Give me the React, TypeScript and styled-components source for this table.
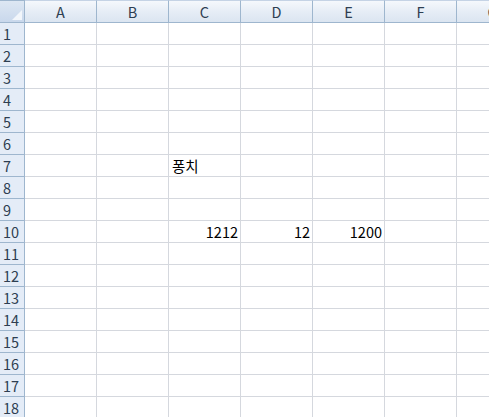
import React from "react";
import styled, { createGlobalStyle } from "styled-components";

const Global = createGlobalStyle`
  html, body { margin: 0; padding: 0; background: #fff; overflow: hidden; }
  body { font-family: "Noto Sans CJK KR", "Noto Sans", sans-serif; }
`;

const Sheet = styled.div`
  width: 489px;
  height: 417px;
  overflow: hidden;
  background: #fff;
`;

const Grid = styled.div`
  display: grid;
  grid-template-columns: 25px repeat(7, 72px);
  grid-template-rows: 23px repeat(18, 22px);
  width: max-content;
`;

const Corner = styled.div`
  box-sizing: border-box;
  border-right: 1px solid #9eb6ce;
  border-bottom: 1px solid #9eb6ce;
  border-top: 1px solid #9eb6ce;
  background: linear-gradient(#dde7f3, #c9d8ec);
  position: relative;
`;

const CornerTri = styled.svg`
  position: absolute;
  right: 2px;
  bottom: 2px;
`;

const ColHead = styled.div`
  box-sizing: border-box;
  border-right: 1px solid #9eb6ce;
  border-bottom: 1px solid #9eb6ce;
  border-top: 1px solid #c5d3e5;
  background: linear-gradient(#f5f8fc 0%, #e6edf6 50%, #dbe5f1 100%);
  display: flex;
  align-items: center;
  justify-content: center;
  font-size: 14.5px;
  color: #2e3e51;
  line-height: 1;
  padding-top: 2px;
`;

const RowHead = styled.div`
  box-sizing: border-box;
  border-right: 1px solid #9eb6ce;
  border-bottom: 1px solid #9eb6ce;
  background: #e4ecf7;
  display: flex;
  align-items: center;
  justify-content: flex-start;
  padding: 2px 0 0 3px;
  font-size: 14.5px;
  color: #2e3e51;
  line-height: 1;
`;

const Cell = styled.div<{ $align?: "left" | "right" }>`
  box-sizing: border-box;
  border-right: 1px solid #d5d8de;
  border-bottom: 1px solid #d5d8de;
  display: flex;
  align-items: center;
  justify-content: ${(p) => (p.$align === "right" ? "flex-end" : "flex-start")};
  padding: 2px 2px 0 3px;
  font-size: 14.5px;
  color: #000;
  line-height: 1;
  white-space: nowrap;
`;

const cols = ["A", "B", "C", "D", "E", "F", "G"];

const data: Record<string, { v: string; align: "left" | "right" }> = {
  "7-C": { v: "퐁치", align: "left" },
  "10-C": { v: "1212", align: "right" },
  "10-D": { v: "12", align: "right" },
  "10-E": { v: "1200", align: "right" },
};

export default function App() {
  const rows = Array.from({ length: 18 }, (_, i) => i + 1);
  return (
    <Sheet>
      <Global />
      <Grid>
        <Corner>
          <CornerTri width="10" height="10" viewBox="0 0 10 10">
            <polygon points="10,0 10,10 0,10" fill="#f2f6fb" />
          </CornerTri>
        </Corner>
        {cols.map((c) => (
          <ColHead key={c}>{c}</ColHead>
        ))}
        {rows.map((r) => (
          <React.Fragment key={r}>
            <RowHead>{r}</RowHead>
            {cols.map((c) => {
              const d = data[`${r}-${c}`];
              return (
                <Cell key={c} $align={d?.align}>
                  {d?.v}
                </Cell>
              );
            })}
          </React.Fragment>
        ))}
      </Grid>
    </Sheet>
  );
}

◆ Given task
Which lines of the data above contain "components"? Copy each one.

◆ Response to the task
Give me the React, TypeScript and styled-components source for this table.
import styled, { createGlobalStyle } from "styled-components";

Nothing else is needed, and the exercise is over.